++++ Dataset extract ++++

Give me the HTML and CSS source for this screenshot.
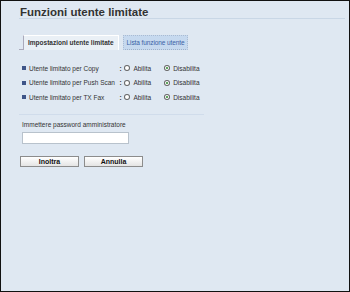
FILE: index.html
```html
<!DOCTYPE html>
<html lang="it">
<head>
  <meta charset="UTF-8">
  <title>Funzioni utente limitate</title>
  <link rel="stylesheet" href="styles.css">
</head>
<body>
  <div class="frame">
    <h1>Funzioni utente limitate</h1>

    <div class="tabs">
      <span class="tab-lead"></span>
      <div class="tab active">Impostazioni utente limitate</div>
      <div class="tab">Lista funzione utente</div>
    </div>

    <div class="rows">
      <div class="row">
        <span class="bullet"></span>
        <span class="label">Utente limitato per Copy</span>
        <span class="colon">:</span>
        <span class="radio"></span><span class="opt">Abilita</span>
        <span class="radio checked"></span><span class="opt">Disabilita</span>
      </div>
      <div class="row">
        <span class="bullet"></span>
        <span class="label">Utente limitato per Push Scan</span>
        <span class="colon">:</span>
        <span class="radio"></span><span class="opt">Abilita</span>
        <span class="radio checked"></span><span class="opt">Disabilita</span>
      </div>
      <div class="row">
        <span class="bullet"></span>
        <span class="label">Utente limitato per TX Fax</span>
        <span class="colon">:</span>
        <span class="radio"></span><span class="opt">Abilita</span>
        <span class="radio checked"></span><span class="opt">Disabilita</span>
      </div>
    </div>

    <div class="password">
      <div class="pw-label">Immettere password amministratore</div>
      <input type="password" class="pw-input">
    </div>

    <div class="buttons">
      <button>Inoltra</button>
      <button>Annulla</button>
    </div>
  </div>
</body>
</html>
```

FILE: styles.css
```css
html, body {
  margin: 0;
  padding: 0;
}

body {
  font-family: "Liberation Sans", Arial, sans-serif;
  background: #000;
}

.frame {
  box-sizing: border-box;
  width: 350px;
  height: 292px;
  border: 1px solid #111;
  background: #dfe8f2;
  padding: 6px 4px 0 18px;
  color: #333;
}

h1 {
  margin: 0;
  padding: 0 0 0 1px;
  font-size: 11.5px;
  line-height: 11px;
  font-weight: bold;
  color: #333;
  border-bottom: 1px solid #c9d7e6;
}

.tabs {
  display: flex;
  align-items: flex-end;
  margin-top: 16px;
  height: 15px;
}

.tab-lead {
  width: 4px;
  border-bottom: 1px solid #aab;
}

.tab {
  font-size: 6.5px;
  line-height: 13px;
  white-space: nowrap;
  margin-right: 4px;
}

.tab.active {
  font-weight: bold;
  color: #333;
  background: #eaf0f6;
  border-left: 1px solid #aab;
  border-top: 1px solid #fff;
  border-right: 1px solid #fff;
  height: 14px;
  padding: 0 4px;
}

.tab:not(.active) {
  color: #3a5fa6;
  background: #c6d9ef;
  border: 1px dotted #aabbd2;
  border-bottom: 1px dotted #9fb1c9;
  height: 13px;
  padding: 0 3px;
  letter-spacing: -0.1px;
}

.rows {
  margin-top: 11px;
  padding-left: 3px;
  padding-bottom: 9px;
  border-bottom: 1px solid #d0dceb;
  width: 182px;
}

.row {
  display: flex;
  align-items: center;
  height: 14.5px;
  font-size: 6.5px;
  white-space: nowrap;
  color: #333;
}

.bullet {
  width: 4px;
  height: 4px;
  background: #3f5588;
  margin-right: 3px;
}

.label {
  width: 91px;
}

.colon {
  width: 5px;
  font-weight: bold;
}

.radio {
  box-sizing: border-box;
  width: 6px;
  height: 6px;
  border: 1px solid #666;
  border-radius: 50%;
  background: #fff;
  margin-right: 3px;
  position: relative;
}

.radio.checked::after {
  content: "";
  position: absolute;
  left: 1px;
  top: 1px;
  width: 2px;
  height: 2px;
  border-radius: 50%;
  background: #2a8a2a;
}

.opt {
  width: 31px;
}

.password {
  padding: 5px 0 0 3px;
}

.pw-label {
  font-size: 6.5px;
  line-height: 9px;
  color: #333;
}

.pw-input {
  display: block;
  box-sizing: border-box;
  width: 107px;
  height: 12px;
  margin-top: 3px;
  border: 1px solid #b8c2cc;
  background: #fff;
  padding: 0;
}

.buttons {
  display: flex;
  gap: 5px;
  margin-top: 12px;
  padding-left: 1px;
}

button {
  box-sizing: border-box;
  width: 59px;
  height: 11px;
  padding: 0;
  font-family: "Liberation Sans", Arial, sans-serif;
  font-size: 7px;
  font-weight: bold;
  line-height: 9px;
  color: #111;
  background: linear-gradient(#ffffff, #e4e4e4);
  border: 1px solid #8c8c8c;
  border-radius: 0;
}
```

++++

Leave out all pictures, then copy the remaining material exactly.

### Final result
Give me the HTML and CSS source for this screenshot.
FILE: index.html
```html
<!DOCTYPE html>
<html lang="it">
<head>
  <meta charset="UTF-8">
  <title>Funzioni utente limitate</title>
  <link rel="stylesheet" href="styles.css">
</head>
<body>
  <div class="frame">
    <h1>Funzioni utente limitate</h1>

    <div class="tabs">
      <span class="tab-lead"></span>
      <div class="tab active">Impostazioni utente limitate</div>
      <div class="tab">Lista funzione utente</div>
    </div>

    <div class="rows">
      <div class="row">
        <span class="bullet"></span>
        <span class="label">Utente limitato per Copy</span>
        <span class="colon">:</span>
        <span class="radio"></span><span class="opt">Abilita</span>
        <span class="radio checked"></span><span class="opt">Disabilita</span>
      </div>
      <div class="row">
        <span class="bullet"></span>
        <span class="label">Utente limitato per Push Scan</span>
        <span class="colon">:</span>
        <span class="radio"></span><span class="opt">Abilita</span>
        <span class="radio checked"></span><span class="opt">Disabilita</span>
      </div>
      <div class="row">
        <span class="bullet"></span>
        <span class="label">Utente limitato per TX Fax</span>
        <span class="colon">:</span>
        <span class="radio"></span><span class="opt">Abilita</span>
        <span class="radio checked"></span><span class="opt">Disabilita</span>
      </div>
    </div>

    <div class="password">
      <div class="pw-label">Immettere password amministratore</div>
      <input type="password" class="pw-input">
    </div>

    <div class="buttons">
      <button>Inoltra</button>
      <button>Annulla</button>
    </div>
  </div>
</body>
</html>
```

FILE: styles.css
```css
html, body {
  margin: 0;
  padding: 0;
}

body {
  font-family: "Liberation Sans", Arial, sans-serif;
  background: #000;
}

.frame {
  box-sizing: border-box;
  width: 350px;
  height: 292px;
  border: 1px solid #111;
  background: #dfe8f2;
  padding: 6px 4px 0 18px;
  color: #333;
}

h1 {
  margin: 0;
  padding: 0 0 0 1px;
  font-size: 11.5px;
  line-height: 11px;
  font-weight: bold;
  color: #333;
  border-bottom: 1px solid #c9d7e6;
}

.tabs {
  display: flex;
  align-items: flex-end;
  margin-top: 16px;
  height: 15px;
}

.tab-lead {
  width: 4px;
  border-bottom: 1px solid #aab;
}

.tab {
  font-size: 6.5px;
  line-height: 13px;
  white-space: nowrap;
  margin-right: 4px;
}

.tab.active {
  font-weight: bold;
  color: #333;
  background: #eaf0f6;
  border-left: 1px solid #aab;
  border-top: 1px solid #fff;
  border-right: 1px solid #fff;
  height: 14px;
  padding: 0 4px;
}

.tab:not(.active) {
  color: #3a5fa6;
  background: #c6d9ef;
  border: 1px dotted #aabbd2;
  border-bottom: 1px dotted #9fb1c9;
  height: 13px;
  padding: 0 3px;
  letter-spacing: -0.1px;
}

.rows {
  margin-top: 11px;
  padding-left: 3px;
  padding-bottom: 9px;
  border-bottom: 1px solid #d0dceb;
  width: 182px;
}

.row {
  display: flex;
  align-items: center;
  height: 14.5px;
  font-size: 6.5px;
  white-space: nowrap;
  color: #333;
}

.bullet {
  width: 4px;
  height: 4px;
  background: #3f5588;
  margin-right: 3px;
}

.label {
  width: 91px;
}

.colon {
  width: 5px;
  font-weight: bold;
}

.radio {
  box-sizing: border-box;
  width: 6px;
  height: 6px;
  border: 1px solid #666;
  border-radius: 50%;
  background: #fff;
  margin-right: 3px;
  position: relative;
}

.radio.checked::after {
  content: "";
  position: absolute;
  left: 1px;
  top: 1px;
  width: 2px;
  height: 2px;
  border-radius: 50%;
  background: #2a8a2a;
}

.opt {
  width: 31px;
}

.password {
  padding: 5px 0 0 3px;
}

.pw-label {
  font-size: 6.5px;
  line-height: 9px;
  color: #333;
}

.pw-input {
  display: block;
  box-sizing: border-box;
  width: 107px;
  height: 12px;
  margin-top: 3px;
  border: 1px solid #b8c2cc;
  background: #fff;
  padding: 0;
}

.buttons {
  display: flex;
  gap: 5px;
  margin-top: 12px;
  padding-left: 1px;
}

button {
  box-sizing: border-box;
  width: 59px;
  height: 11px;
  padding: 0;
  font-family: "Liberation Sans", Arial, sans-serif;
  font-size: 7px;
  font-weight: bold;
  line-height: 9px;
  color: #111;
  background: linear-gradient(#ffffff, #e4e4e4);
  border: 1px solid #8c8c8c;
  border-radius: 0;
}
```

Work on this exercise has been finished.